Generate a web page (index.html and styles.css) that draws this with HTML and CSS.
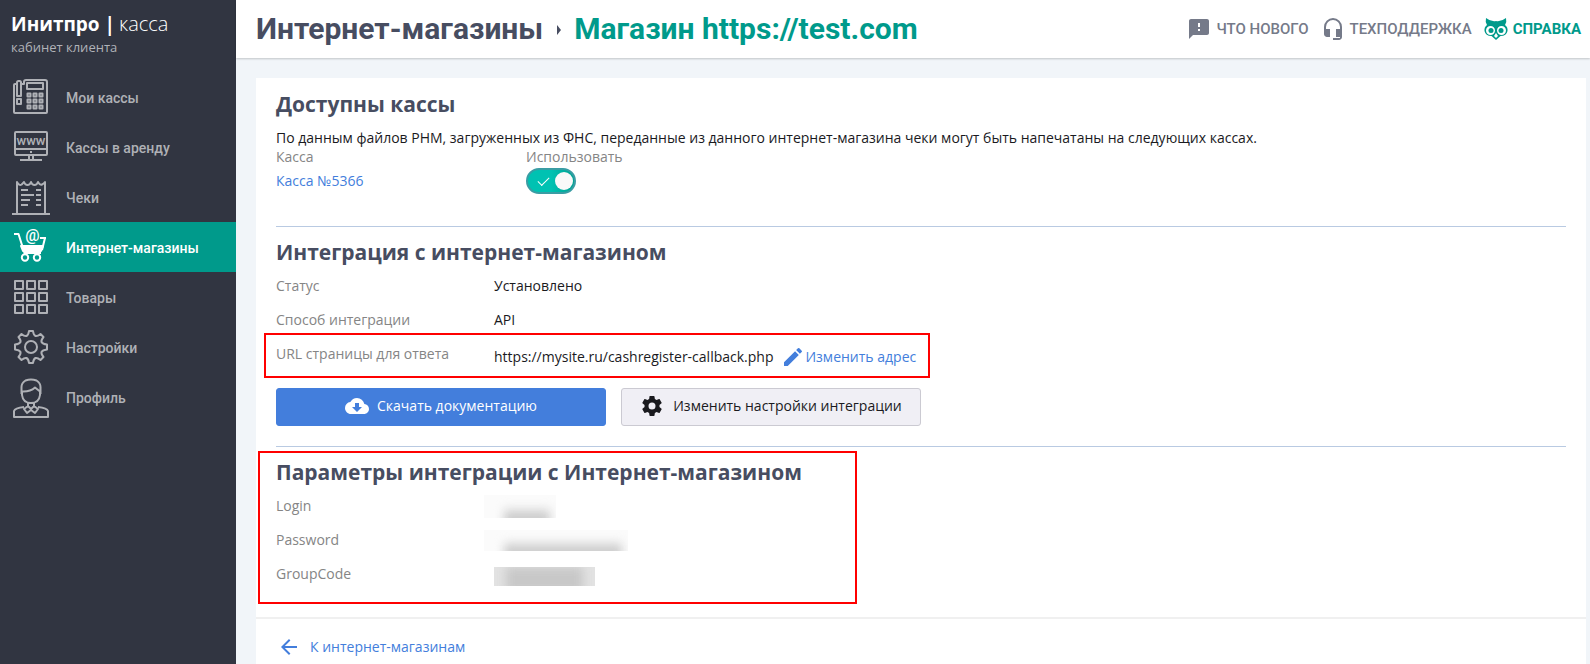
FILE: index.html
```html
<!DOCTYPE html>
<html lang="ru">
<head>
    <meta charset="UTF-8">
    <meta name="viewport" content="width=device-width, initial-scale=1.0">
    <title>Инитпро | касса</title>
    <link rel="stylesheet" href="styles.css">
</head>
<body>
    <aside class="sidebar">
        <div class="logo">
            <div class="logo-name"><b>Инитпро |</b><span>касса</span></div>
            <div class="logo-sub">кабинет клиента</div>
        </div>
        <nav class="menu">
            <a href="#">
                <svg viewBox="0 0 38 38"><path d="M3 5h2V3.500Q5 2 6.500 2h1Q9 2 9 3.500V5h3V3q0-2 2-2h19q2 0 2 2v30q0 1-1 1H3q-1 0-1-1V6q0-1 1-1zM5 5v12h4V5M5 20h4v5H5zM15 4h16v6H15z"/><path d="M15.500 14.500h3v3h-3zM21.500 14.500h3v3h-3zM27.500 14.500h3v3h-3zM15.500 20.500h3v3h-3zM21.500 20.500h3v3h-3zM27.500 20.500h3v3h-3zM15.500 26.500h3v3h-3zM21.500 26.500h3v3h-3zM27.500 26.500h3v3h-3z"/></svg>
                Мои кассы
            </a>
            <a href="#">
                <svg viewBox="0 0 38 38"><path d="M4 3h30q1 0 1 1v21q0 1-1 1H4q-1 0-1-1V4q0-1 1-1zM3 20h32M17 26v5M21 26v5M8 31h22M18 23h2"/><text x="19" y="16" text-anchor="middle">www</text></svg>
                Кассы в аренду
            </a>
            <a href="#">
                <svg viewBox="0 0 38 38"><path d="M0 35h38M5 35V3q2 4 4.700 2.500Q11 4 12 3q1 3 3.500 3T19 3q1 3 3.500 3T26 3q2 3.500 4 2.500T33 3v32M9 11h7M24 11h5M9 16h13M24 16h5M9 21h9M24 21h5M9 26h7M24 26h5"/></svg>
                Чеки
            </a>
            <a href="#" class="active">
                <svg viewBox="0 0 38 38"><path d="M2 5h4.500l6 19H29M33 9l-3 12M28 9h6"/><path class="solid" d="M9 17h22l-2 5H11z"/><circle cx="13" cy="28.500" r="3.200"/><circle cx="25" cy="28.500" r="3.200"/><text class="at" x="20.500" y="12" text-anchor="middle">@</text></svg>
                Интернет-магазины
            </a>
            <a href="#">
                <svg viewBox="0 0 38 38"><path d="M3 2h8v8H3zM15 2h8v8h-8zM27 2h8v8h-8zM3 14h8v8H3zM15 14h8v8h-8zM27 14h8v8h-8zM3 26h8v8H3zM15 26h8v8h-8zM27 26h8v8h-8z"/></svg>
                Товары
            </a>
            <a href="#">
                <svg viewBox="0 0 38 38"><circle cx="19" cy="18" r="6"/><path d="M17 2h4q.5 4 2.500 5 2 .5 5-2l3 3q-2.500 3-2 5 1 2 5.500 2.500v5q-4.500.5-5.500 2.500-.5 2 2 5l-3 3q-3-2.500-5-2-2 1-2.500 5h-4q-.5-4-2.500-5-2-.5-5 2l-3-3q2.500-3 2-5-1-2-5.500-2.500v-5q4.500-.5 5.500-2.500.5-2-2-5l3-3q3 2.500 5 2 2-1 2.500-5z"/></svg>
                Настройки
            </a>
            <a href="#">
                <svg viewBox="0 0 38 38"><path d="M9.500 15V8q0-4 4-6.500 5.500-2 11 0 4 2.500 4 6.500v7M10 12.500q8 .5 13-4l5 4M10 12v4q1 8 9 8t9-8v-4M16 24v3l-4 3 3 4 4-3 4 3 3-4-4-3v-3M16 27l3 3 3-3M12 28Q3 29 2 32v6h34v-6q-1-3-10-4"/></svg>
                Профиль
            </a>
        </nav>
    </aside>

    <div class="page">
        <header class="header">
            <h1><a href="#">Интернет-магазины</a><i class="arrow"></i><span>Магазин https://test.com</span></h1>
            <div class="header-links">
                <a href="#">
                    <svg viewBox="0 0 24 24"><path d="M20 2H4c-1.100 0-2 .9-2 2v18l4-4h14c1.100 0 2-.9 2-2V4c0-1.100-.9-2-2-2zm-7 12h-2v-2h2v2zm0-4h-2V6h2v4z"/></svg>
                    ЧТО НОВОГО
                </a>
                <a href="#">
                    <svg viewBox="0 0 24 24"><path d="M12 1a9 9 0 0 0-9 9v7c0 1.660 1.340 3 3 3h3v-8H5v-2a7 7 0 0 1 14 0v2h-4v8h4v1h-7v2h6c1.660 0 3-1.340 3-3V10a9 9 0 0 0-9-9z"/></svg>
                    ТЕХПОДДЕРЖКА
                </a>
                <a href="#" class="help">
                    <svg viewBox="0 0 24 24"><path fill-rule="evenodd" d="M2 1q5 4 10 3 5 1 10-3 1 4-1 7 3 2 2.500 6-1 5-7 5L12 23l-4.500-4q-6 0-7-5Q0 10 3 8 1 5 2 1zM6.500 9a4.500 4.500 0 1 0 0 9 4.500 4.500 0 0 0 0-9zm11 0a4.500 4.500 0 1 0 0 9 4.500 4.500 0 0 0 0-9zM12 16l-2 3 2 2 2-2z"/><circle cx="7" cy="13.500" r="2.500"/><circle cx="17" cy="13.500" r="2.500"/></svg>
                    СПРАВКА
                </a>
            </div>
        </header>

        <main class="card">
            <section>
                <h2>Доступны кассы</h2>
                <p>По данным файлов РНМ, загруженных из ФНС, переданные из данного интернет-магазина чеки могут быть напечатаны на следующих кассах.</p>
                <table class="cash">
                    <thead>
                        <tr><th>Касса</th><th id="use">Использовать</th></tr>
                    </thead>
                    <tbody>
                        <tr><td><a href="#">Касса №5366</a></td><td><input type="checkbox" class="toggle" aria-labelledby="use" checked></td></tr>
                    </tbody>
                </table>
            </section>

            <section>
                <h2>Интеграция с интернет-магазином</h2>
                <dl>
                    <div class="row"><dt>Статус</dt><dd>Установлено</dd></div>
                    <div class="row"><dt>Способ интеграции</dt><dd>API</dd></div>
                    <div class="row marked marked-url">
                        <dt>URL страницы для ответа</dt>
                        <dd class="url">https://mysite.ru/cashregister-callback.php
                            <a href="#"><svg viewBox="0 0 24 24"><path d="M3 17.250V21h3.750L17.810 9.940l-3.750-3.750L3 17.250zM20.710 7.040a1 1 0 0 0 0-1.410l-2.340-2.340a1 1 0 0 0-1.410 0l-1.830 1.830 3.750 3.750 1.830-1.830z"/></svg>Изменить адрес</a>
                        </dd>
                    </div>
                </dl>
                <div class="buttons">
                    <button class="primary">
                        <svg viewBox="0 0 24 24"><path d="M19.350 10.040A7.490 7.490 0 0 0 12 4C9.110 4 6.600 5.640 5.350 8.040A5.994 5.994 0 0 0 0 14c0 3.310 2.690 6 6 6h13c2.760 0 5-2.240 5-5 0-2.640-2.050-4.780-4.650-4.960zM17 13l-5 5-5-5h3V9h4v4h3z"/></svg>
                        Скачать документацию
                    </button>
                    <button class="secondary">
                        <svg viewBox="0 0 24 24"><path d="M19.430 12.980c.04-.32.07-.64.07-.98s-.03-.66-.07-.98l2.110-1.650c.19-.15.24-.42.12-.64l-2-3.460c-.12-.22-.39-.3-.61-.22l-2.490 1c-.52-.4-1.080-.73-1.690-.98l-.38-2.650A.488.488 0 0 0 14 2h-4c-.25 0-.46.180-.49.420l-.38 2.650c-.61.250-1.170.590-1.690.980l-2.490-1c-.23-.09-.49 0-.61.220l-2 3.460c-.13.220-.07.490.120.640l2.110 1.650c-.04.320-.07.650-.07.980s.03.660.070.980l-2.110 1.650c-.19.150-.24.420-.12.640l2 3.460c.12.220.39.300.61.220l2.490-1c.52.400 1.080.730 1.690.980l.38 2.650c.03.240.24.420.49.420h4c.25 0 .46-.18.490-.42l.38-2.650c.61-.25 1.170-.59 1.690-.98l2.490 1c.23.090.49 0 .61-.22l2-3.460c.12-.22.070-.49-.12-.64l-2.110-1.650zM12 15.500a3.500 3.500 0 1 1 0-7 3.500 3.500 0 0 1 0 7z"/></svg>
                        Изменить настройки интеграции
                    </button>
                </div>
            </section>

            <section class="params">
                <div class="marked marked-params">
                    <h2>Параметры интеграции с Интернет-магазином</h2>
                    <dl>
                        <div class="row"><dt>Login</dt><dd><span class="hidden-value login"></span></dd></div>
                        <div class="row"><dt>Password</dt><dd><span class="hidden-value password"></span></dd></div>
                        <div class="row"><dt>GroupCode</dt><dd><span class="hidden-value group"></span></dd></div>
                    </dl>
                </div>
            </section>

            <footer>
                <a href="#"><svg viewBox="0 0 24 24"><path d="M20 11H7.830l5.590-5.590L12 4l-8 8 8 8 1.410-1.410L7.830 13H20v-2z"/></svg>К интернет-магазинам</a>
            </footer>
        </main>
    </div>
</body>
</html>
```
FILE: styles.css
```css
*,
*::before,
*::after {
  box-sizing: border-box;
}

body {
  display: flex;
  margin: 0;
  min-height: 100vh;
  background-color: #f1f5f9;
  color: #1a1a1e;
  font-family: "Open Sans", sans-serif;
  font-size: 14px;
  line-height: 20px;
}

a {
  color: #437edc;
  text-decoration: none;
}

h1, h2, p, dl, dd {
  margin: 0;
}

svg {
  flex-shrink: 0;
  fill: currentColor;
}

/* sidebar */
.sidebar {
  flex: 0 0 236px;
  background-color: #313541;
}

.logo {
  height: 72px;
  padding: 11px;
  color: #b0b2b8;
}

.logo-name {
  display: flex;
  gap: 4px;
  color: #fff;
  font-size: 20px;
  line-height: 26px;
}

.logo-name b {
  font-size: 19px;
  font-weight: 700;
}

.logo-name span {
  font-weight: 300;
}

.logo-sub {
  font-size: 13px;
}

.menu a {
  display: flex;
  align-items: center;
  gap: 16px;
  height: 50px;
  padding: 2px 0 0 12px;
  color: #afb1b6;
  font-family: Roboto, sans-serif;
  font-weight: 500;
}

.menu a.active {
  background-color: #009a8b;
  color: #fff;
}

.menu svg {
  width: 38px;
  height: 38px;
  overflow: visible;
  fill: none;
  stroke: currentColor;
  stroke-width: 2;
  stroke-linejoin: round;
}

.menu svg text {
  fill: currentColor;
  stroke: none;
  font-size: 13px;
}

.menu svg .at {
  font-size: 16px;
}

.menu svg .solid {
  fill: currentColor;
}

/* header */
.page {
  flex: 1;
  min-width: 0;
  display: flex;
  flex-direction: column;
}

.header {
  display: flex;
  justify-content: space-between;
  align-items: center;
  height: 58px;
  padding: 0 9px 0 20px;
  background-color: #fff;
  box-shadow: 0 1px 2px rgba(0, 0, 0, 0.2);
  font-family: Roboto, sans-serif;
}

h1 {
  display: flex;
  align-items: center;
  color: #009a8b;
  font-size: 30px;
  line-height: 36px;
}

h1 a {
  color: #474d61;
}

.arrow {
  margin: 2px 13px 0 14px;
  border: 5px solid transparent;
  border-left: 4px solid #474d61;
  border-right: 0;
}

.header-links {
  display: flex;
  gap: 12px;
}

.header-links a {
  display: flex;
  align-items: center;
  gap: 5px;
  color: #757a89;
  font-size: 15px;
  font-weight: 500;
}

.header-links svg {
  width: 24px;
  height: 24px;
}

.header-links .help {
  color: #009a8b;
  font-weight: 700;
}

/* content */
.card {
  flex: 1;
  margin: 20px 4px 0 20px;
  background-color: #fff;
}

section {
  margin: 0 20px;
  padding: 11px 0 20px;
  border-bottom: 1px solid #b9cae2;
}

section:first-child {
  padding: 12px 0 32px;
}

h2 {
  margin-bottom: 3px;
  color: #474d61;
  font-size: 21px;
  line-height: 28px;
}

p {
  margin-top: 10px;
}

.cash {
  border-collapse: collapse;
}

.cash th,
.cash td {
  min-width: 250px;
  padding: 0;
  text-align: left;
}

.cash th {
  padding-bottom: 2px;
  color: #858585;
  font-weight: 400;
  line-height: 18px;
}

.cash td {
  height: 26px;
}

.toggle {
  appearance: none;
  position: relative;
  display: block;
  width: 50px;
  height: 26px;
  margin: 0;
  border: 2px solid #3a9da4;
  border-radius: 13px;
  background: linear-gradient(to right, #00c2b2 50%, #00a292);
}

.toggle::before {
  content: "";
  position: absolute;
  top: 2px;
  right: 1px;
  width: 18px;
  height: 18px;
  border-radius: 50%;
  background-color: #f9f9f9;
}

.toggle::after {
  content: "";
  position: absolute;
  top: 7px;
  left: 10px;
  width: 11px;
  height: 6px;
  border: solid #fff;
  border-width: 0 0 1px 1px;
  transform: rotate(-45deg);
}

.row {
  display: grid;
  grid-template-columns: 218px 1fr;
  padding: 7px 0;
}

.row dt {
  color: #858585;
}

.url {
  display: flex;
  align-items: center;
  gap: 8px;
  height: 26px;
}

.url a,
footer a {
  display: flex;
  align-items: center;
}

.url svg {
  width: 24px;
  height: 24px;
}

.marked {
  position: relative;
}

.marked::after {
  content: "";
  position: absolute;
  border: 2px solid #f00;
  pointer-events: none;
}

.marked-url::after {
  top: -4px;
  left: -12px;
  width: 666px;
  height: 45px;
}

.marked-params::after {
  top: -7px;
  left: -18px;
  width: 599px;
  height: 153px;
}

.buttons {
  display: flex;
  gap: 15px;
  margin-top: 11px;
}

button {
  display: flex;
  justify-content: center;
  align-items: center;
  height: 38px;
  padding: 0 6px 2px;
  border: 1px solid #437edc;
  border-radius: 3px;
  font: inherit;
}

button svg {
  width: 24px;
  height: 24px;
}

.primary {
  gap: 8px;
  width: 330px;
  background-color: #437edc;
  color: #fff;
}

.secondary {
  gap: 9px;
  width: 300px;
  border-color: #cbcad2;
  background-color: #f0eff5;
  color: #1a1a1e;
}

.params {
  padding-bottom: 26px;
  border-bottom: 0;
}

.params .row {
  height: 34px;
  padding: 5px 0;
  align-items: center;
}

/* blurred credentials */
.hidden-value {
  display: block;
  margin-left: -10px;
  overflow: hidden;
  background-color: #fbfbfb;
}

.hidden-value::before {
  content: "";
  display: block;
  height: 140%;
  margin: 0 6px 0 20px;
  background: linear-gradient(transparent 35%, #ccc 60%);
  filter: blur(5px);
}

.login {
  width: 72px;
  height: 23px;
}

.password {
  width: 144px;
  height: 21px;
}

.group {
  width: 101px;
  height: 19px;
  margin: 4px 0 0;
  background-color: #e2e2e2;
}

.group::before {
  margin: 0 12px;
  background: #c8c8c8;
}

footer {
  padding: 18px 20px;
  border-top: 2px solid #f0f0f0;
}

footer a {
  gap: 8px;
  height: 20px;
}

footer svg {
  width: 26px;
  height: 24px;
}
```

#### [TASK GOAL]
Copy out each line that contains the word "styles".

#### [SOLUTION TO THE EXERCISE]
Generate a web page (index.html and styles.css) that draws this with HTML and CSS.
    <link rel="stylesheet" href="styles.css">
FILE: styles.css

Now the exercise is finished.